Willing to be Illuminated and Pierced

Posts tagged ‘foodie’

​The Magic of Dinner Over Movies: A Picturesque Lunch At Pan De Americana

Our trip to Marikina would not be perfect without eating. Marikina is filled with restaurants and food hubs that are worth visiting. Here’s one that I would recommend for everyone, especially families and friends who would like to make food (and ambience) a special part of their gatherings.

The mellow beat of the bossa nova was softly playing in the background as we crossed the small timber bridge that hovered over a small pond surrounded with colorful pinwheels. The whole place seemed to have transported us back in time. A hammock, landscape portraits and a calesa sitting in a small garden gave us a glimpse of childhood memories and bliss. Black and white portraits of 1950s actors and actress have reminded the elderly of their younger days. Visiting Pan De Amerikana was like visiting your grandma’s house in the province. It brings more than food, it brings back wonderful memories.

One will not be bored while waiting for food because the place was adorned with fancy, vintage decors and furniture. Visitors can take time by playing the giant chessboard or crossing the hanging bridge on the top deck. Everyone is enjoying this place because of its historic vibe that is very instagrammable. 

Because of the place’s name, one might think that Pan De Amerikana serves American food. Instead, it has brought in the ambience of the American Commonwealth period during the 1930s, with a tinge of post-war feel of the early 1950s. 

The menu is very Filipino. We’ve chosen a group meal of Bicol express, tilapia (a kind of freshwater fish), vegetables and seafood enough for five people which costs only Php895. Fruit shakes (made with real fruits) cost around Php60 to Php80. 

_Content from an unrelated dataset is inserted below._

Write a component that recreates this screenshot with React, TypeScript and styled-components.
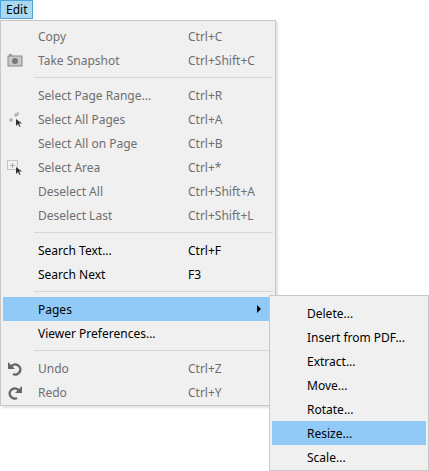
import styled, { createGlobalStyle } from 'styled-components';

const Global = createGlobalStyle`
	body { margin: 0; background: #fff; font-family: "Noto Sans", "DejaVu Sans", sans-serif; font-size: 12px; }
`;

const Bar = styled.div`
	height: 20px;
	display: flex;
`;

const BarButton = styled.div`
	padding: 0 5px;
	height: 19px;
	line-height: 18px;
	background: #a9d8f2;
	border: 1px solid #4fa3d8;
	box-sizing: border-box;
	color: #000;
`;

const Menu = styled.div<{ $left: number; $top: number; $width: number }>`
	position: absolute;
	left: ${({ $left }) => $left}px;
	top: ${({ $top }) => $top}px;
	width: ${({ $width }) => $width}px;
	background: #f0f0f0;
	border: 1px solid #c8c8c8;
	box-sizing: border-box;
	padding: 3px 2px 1px;
	box-shadow: 2px 2px 2px rgba(0, 0, 0, 0.12);
`;

const Item = styled.div<{ $disabled?: boolean; $active?: boolean; $textLeft: number }>`
	position: relative;
	height: 24px;
	display: flex;
	align-items: center;
	padding-left: ${({ $textLeft }) => $textLeft}px;
	color: ${({ $disabled }) => ($disabled ? '#6f6f6f' : '#000')};
	background: ${({ $active }) => ($active ? '#91c9f7' : 'transparent')};
	white-space: nowrap;
`;

const Label = styled.span`
	width: 150px;
`;

const IconSlot = styled.span`
	position: absolute;
	left: 4px;
	top: 4px;
	width: 16px;
	height: 16px;
	display: flex;
	align-items: center;
	justify-content: center;
`;

const Arrow = styled.span`
	position: absolute;
	right: 12px;
	top: 8px;
	border-left: 4px solid #000;
	border-top: 4px solid transparent;
	border-bottom: 4px solid transparent;
`;

const Sep = styled.div`
	height: 11px;
	display: flex;
	align-items: center;
	padding-left: 31px;
	&::after {
		content: '';
		flex: 1;
		height: 1px;
		background: #d7d7d7;
	}
`;

const Camera = () => (
	<svg width="16" height="14" viewBox="0 0 16 14">
		<rect x="1" y="3" width="14" height="10" fill="#c8c8c8" stroke="#888" />
		<circle cx="8" cy="8" r="3" fill="#777" />
		<rect x="2" y="1" width="3" height="2" fill="#999" />
	</svg>
);

const SelectAll = () => (
	<svg width="16" height="16" viewBox="0 0 16 16">
		<path d="M2 9h4M4 7v4M7 4h4M9 2v4M11 1v3" stroke="#999" strokeWidth="1" fill="none" />
		<path d="M9 8l0 7 2-2 1.5 3 1-.5-1.5-3h3z" fill="#333" />
	</svg>
);

const SelectArea = () => (
	<svg width="16" height="16" viewBox="0 0 16 16">
		<rect x="0.5" y="1.5" width="10" height="9" fill="none" stroke="#999" strokeDasharray="1 1" />
		<path d="M5.5 4v5M3 6.5h5" stroke="#aaa" />
		<path d="M9 8l0 7 2-2 1.5 3 1-.5-1.5-3h3z" fill="#333" />
	</svg>
);

const UndoIcon = ({ flip }: { flip?: boolean }) => (
	<svg width="16" height="16" viewBox="0 0 16 16" style={flip ? { transform: 'scaleX(-1)' } : undefined}>
		<path d="M4 7a5 5 0 1 1 2 7" stroke="#666" strokeWidth="2.4" fill="none" />
		<path d="M1 2v7h7z" fill="#666" />
	</svg>
);

type Row = { label?: string; key?: string; disabled?: boolean; icon?: JSX.Element; active?: boolean; sub?: boolean };

const main: Row[] = [
	{ label: 'Copy', key: 'Ctrl+C', disabled: true },
	{ label: 'Take Snapshot', key: 'Ctrl+Shift+C', disabled: true, icon: <Camera /> },
	{},
	{ label: 'Select Page Range...', key: 'Ctrl+R', disabled: true },
	{ label: 'Select All Pages', key: 'Ctrl+A', disabled: true, icon: <SelectAll /> },
	{ label: 'Select All on Page', key: 'Ctrl+B', disabled: true },
	{ label: 'Select Area', key: 'Ctrl+*', disabled: true, icon: <SelectArea /> },
	{ label: 'Deselect All', key: 'Ctrl+Shift+A', disabled: true },
	{ label: 'Deselect Last', key: 'Ctrl+Shift+L', disabled: true },
	{},
	{ label: 'Search Text...', key: 'Ctrl+F' },
	{ label: 'Search Next', key: 'F3' },
	{},
	{ label: 'Pages', active: true, sub: true },
	{ label: 'Viewer Preferences...' },
	{},
	{ label: 'Undo', key: 'Ctrl+Z', disabled: true, icon: <UndoIcon /> },
	{ label: 'Redo', key: 'Ctrl+Y', disabled: true, icon: <UndoIcon flip /> },
];

const pages = ['Delete...', 'Insert from PDF...', 'Extract...', 'Move...', 'Rotate...', 'Resize...', 'Scale...'];

export default function App() {
	return (
		<>
			<Global />
			<Bar>
				<BarButton>Edit</BarButton>
			</Bar>
			<Menu $left={0} $top={20} $width={276}>
				{main.map((r, i) =>
					r.label === undefined ? (
						<Sep key={i} />
					) : (
						<Item key={i} $textLeft={35} $disabled={r.disabled} $active={r.active}>
							{r.icon && <IconSlot>{r.icon}</IconSlot>}
							<Label>{r.label}</Label>
							{r.key && <span>{r.key}</span>}
							{r.sub && <Arrow />}
						</Item>
					),
				)}
			</Menu>
			<Menu $left={269} $top={295} $width={160}>
				<div style={{ height: 2 }} />
				{pages.map((p) => (
					<Item key={p} $textLeft={35} $active={p === 'Resize...'}>
						<Label>{p}</Label>
					</Item>
				))}
			</Menu>
		</>
	);
}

The music faded away as an elderly lady was allowed to play the old piano on the small stage. It reminded me of an old piano we had in the house before. Had I mastered it, I would not be shy in playing a tune right there and then.

We left the place feeling full because of the food and the experience. This is a good place where I could take my mom for a date next time, and a good spot where friends could gather, eat and have fun.
The quiet lunch is without a colorful night life! Watch out for my next blog on our Marikina tour!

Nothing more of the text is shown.